The differential equation given in the question is not of the form $f\left( x \right)dx=g\left( y \right)dy$. So, we cannot just cross multiply terms. To make it of the form $f\left( x \right)dx=g\left( y \right)dy$i.e. of the variable separable from, we have to make necessary i.e. of the variable separable from, we have to make necessary substitutions. Thus, now we will start converting into a variable separable form; in the question, it is given that,
$\dfrac{dy}{dx}=\tan \left( x+y \right)$ …………………………….(i)
Now, we will substitute $\left( x+y \right)$ to t i.e.,
$x+y=t$ ……………………………………………(ii)
We will differentiate both sides of the equation with respect to x i.e.,
$\dfrac{dx}{dx}+\dfrac{dy}{dx}=\dfrac{dt}{dx}$
$\Rightarrow 1+\dfrac{dy}{dx}=\dfrac{dt}{dx}$
$\Rightarrow \dfrac{dy}{dx}=\dfrac{dt}{dx}-1$ …………………………………………(iii)
Now we will put the value of $\left( x+y \right)$and $\dfrac{dy}{dx}$ from equation (ii)and equation (iii) to equation (i). After doing this we will get,
$\dfrac{dt}{dx}-1=\tan t$
$\dfrac{dt}{dx}=\tan t+1$ …………………………………………(iv)

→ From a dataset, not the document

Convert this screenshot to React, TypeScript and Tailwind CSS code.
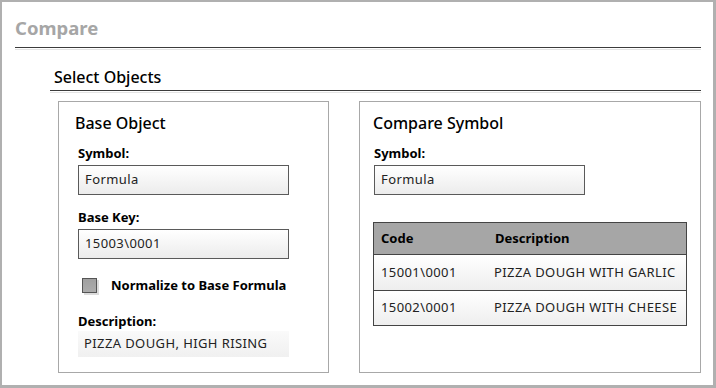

Now equation (iv) is variable separable form so we can simply cross multiply the equation. After doing this, we will get,
$\dfrac{dt}{1+\tan t}=dx$ ………………………………………….(v)
Now, we will integrate the equation (v);
$\int{\dfrac{dt}{1+\tan t}}=\int{dx}+c$ ………………………………….(vi)
Now, we will put $\tan t=p$. We will differentiate both sides. After doing this, we will get: -
${{\sec }^{2}}tdt=dp$
$\Rightarrow dt=\dfrac{dp}{{{\sec }^{2}}t}$
$\Rightarrow dt=\dfrac{dp}{1+{{\tan }^{2}}t}$ [from the identity in the hint]
$\Rightarrow dt=\dfrac{dp}{1+{{p}^{2}}}$
Putting the values in (vi), we get
$\int{\dfrac{dt}{\left( 1+{{p}^{2}} \right)\left( 1+p \right)}}=\int{dx}+c$
Now, we will separately integrate the term on LHS:
$\int{\dfrac{dt}{\left( 1+{{p}^{2}} \right)\left( 1+p \right)}}$
By using partial fraction, we get
 $\int{\dfrac{dp}{\left( 1+{{p}^{2}} \right)\left( 1+p \right)}}=\int{\dfrac{Adp}{1+p}+\int{\dfrac{\left( Bp+c \right)dp}{1+{{p}^{2}}}}}$ ……………………………(vii)
Now we have to find the values of A, B and C let us see, how this can be done: -
$\int{\dfrac{dp}{\left( 1+{{p}^{2}} \right)\left( 1+p \right)}}=\int{\dfrac{\left( A+A{{p}^{2}}+Bp+C+B{{p}^{2}}+Cp \right)dp}{\left( 1+p \right)\left( 1+{{p}^{2}} \right)}}$
So, we get; $A+C=1$
$A+B=0$
$B+C=0$
From the equations, we get: - $A=\dfrac{1}{2},B=\dfrac{-1}{2},C=\dfrac{1}{2}$
We will put these values in equation (vii). After doing this, we will get: -
$\int{\dfrac{dp}{\left( 1+{{p}^{2}} \right)\left( 1+p \right)}}=\dfrac{1}{2}\int{\dfrac{dp}{\left( 1+p \right)}+\dfrac{1}{2}\int{\dfrac{\left( -p+1 \right)dp}{\left( 1+{{p}^{2}} \right)}}}$
$=\dfrac{1}{2}\ln \left( 1+p \right)+\dfrac{1}{2}{{\tan }^{-1}}p-\dfrac{1}{4}\ln \left( 1+{{p}^{2}} \right)$
We will now put this value in the above differential equation: -
$\dfrac{1}{2}\ln \left( 1+p \right)+\dfrac{1}{2}{{\tan }^{-1}}p-\dfrac{1}{4}\ln \left( 1+{{p}^{2}} \right)=x+c$
We will now put the value back to $p=\tan t$, after doing this, we will get: -
$\dfrac{1}{2}\ln \left( 1+\tan t \right)+\dfrac{1}{2}t-\dfrac{1}{4}\ln \left( 1+{{\tan }^{2}}p \right)=x+c$
Now, we know that $t=x+y$. After substituting this, we get;
$\dfrac{1}{2}\ln \left( 1+\tan \left( x+y \right) \right)+\dfrac{1}{2}\left( x+y \right)-\dfrac{1}{4}\ln \left( 1+{{\tan }^{2}}\left( x+y \right) \right)-x=c$
$\Rightarrow \ln \left( 1+\tan \left( x+y \right) \right)+\left( y-x \right)-\dfrac{1}{2}\ln \left( 1+{{\tan }^{2}}\left( x+y \right) \right)=c$
This is the required solution of our differential equation.

Note: In the question, we are not given the values of x and y which satisfy the function. So, we cannot eliminate c from the required solution. Thus, this is a general solution where c can have any value.